◆ THE TASK ◆
Read the lines that follow and pick out every one containing the word "page".

Records with interface code
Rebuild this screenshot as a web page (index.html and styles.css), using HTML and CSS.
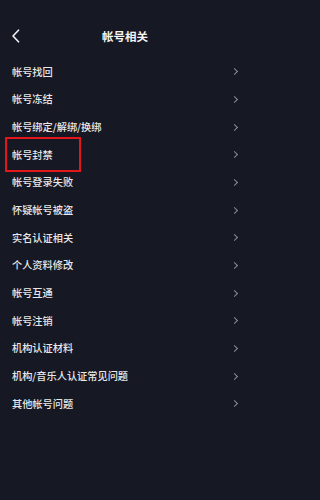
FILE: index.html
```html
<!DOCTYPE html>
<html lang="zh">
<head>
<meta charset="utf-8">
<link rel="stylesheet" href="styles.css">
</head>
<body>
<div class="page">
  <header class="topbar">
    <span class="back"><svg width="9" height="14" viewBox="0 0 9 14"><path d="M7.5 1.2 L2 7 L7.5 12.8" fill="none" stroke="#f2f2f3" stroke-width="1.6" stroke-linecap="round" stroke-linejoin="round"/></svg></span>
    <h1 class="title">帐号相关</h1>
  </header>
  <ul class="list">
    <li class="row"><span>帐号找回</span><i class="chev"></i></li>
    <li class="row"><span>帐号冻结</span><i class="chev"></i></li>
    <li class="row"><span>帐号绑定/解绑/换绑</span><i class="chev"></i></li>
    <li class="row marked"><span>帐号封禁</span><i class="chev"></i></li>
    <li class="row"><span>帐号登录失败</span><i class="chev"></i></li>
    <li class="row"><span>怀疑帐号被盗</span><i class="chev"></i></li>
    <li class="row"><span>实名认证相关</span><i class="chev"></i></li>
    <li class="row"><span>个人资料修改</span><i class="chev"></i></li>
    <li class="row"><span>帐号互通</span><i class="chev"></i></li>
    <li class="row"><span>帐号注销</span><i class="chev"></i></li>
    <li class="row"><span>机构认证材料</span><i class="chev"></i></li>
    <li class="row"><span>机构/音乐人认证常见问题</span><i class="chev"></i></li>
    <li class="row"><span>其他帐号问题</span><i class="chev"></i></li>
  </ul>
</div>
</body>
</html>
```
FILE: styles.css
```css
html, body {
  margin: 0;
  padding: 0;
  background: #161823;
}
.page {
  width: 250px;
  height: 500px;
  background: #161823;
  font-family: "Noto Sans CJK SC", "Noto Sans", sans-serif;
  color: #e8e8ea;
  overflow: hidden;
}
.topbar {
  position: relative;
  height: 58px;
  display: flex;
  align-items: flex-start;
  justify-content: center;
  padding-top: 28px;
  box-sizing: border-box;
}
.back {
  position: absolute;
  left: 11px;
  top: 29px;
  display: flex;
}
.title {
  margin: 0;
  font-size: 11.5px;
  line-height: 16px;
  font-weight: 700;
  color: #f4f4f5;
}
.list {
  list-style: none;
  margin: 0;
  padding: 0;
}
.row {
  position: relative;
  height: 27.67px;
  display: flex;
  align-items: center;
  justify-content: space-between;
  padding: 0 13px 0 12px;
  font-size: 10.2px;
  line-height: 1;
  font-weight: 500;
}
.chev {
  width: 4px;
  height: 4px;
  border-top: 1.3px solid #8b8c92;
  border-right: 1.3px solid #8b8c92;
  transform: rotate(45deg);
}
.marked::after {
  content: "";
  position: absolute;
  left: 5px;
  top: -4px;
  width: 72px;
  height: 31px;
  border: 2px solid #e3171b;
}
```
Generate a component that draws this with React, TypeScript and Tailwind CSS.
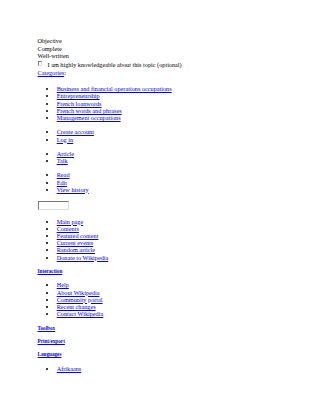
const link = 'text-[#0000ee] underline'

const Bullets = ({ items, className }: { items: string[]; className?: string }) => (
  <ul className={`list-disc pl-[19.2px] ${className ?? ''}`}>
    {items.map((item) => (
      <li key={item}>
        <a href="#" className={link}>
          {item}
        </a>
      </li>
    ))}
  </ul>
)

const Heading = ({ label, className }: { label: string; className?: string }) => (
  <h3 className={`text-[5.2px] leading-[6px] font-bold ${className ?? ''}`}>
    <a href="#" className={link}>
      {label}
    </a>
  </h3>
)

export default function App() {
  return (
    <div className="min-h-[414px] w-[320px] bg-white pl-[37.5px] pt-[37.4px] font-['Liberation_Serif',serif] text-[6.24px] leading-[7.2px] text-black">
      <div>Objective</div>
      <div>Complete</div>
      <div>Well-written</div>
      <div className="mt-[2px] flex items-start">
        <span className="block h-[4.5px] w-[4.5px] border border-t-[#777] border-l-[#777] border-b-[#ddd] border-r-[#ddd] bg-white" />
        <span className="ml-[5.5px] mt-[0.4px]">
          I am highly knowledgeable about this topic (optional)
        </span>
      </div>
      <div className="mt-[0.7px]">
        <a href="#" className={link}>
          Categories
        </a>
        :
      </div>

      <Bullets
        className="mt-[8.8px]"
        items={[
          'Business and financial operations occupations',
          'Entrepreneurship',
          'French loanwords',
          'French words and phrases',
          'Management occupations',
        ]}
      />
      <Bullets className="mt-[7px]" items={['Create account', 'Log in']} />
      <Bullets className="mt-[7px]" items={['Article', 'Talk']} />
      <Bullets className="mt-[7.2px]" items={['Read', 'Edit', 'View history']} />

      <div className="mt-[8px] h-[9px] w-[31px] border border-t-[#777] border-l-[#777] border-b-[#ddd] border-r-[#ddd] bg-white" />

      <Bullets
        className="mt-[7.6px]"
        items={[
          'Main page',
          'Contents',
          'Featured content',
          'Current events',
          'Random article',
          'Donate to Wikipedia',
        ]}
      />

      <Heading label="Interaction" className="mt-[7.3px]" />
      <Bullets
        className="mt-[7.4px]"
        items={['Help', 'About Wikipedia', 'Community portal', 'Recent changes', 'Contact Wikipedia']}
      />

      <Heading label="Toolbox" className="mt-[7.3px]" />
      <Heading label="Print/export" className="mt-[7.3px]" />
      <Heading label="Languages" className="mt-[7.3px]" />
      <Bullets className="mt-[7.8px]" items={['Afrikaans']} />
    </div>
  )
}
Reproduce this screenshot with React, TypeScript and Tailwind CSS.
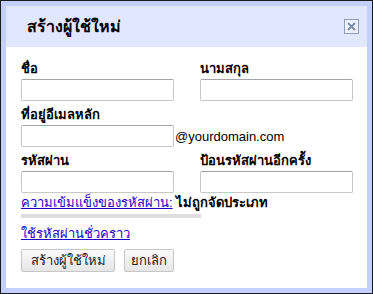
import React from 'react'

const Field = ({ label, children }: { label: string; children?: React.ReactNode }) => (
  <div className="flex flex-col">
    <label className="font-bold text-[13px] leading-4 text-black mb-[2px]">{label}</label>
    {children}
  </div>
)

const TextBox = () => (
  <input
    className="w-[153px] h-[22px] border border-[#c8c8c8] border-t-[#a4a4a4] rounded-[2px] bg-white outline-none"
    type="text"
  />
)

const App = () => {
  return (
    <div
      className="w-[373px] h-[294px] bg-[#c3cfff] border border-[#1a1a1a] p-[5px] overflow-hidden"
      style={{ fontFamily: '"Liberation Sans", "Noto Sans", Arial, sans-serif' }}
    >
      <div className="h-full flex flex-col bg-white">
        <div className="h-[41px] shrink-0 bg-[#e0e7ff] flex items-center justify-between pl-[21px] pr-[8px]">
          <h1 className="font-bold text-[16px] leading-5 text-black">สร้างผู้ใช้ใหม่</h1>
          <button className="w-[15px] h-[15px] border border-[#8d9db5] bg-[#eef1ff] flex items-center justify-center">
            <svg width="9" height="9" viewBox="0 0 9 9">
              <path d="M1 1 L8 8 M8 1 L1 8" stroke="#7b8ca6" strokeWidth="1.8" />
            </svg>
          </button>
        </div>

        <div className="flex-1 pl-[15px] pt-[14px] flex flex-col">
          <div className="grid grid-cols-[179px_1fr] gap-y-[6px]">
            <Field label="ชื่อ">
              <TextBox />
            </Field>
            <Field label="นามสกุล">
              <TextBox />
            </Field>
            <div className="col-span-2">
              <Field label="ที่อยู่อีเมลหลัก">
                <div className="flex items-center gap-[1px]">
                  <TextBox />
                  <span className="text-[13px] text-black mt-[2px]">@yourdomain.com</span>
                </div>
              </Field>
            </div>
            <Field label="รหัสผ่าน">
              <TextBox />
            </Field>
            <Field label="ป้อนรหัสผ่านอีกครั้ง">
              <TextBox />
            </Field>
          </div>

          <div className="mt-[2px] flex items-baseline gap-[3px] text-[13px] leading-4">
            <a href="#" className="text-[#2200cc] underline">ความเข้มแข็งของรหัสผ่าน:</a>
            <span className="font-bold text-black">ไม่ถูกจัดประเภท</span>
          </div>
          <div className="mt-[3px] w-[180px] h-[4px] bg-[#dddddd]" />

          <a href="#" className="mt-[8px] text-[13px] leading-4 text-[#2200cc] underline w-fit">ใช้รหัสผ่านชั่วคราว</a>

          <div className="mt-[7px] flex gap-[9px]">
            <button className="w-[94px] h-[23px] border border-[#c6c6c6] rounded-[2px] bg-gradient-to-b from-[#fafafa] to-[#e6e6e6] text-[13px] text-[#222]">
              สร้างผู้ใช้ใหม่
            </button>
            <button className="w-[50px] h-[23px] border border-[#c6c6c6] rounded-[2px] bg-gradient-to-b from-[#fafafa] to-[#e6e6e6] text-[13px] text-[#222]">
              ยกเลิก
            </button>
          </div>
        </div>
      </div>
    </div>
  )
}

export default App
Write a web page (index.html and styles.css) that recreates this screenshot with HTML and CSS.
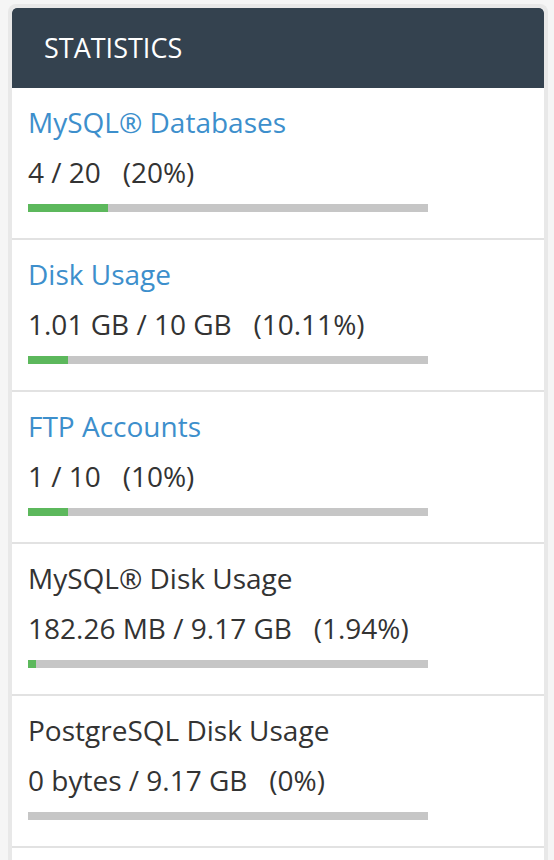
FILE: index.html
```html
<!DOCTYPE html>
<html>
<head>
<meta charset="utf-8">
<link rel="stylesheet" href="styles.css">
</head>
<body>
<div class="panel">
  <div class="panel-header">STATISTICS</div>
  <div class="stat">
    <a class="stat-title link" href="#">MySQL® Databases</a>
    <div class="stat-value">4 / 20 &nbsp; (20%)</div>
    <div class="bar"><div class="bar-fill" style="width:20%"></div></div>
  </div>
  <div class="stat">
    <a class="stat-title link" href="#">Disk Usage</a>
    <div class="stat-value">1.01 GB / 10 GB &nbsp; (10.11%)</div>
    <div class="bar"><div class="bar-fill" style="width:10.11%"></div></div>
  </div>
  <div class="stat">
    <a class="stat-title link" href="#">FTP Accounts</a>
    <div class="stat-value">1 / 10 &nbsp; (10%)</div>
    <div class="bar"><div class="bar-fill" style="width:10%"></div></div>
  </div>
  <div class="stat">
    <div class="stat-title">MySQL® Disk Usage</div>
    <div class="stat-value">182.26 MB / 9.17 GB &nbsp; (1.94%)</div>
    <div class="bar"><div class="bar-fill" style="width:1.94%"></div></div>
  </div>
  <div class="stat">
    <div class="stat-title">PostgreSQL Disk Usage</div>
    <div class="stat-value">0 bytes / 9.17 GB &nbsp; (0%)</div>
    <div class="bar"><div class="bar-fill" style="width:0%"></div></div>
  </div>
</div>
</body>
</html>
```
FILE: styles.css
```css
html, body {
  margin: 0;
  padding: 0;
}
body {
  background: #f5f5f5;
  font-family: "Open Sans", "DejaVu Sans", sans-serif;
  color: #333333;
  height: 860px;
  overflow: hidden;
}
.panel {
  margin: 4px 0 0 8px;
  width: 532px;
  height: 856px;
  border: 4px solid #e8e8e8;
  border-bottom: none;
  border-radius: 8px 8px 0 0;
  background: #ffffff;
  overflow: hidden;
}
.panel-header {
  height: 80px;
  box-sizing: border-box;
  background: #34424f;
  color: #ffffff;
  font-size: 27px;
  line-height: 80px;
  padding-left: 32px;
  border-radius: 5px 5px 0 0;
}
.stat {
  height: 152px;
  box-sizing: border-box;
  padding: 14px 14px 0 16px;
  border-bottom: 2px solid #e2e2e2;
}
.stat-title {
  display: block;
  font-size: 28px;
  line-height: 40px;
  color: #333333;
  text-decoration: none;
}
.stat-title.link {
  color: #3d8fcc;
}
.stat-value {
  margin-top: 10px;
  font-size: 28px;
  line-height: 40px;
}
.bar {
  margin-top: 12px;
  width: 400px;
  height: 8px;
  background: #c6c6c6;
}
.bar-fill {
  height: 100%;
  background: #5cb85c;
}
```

◆ PROBLEM SOLUTION ◆
Rebuild this screenshot as a web page (index.html and styles.css), using HTML and CSS.
<div class="page">
.page {
          'Main page',
Write a web page (index.html and styles.css) that recreates this screenshot with HTML and CSS.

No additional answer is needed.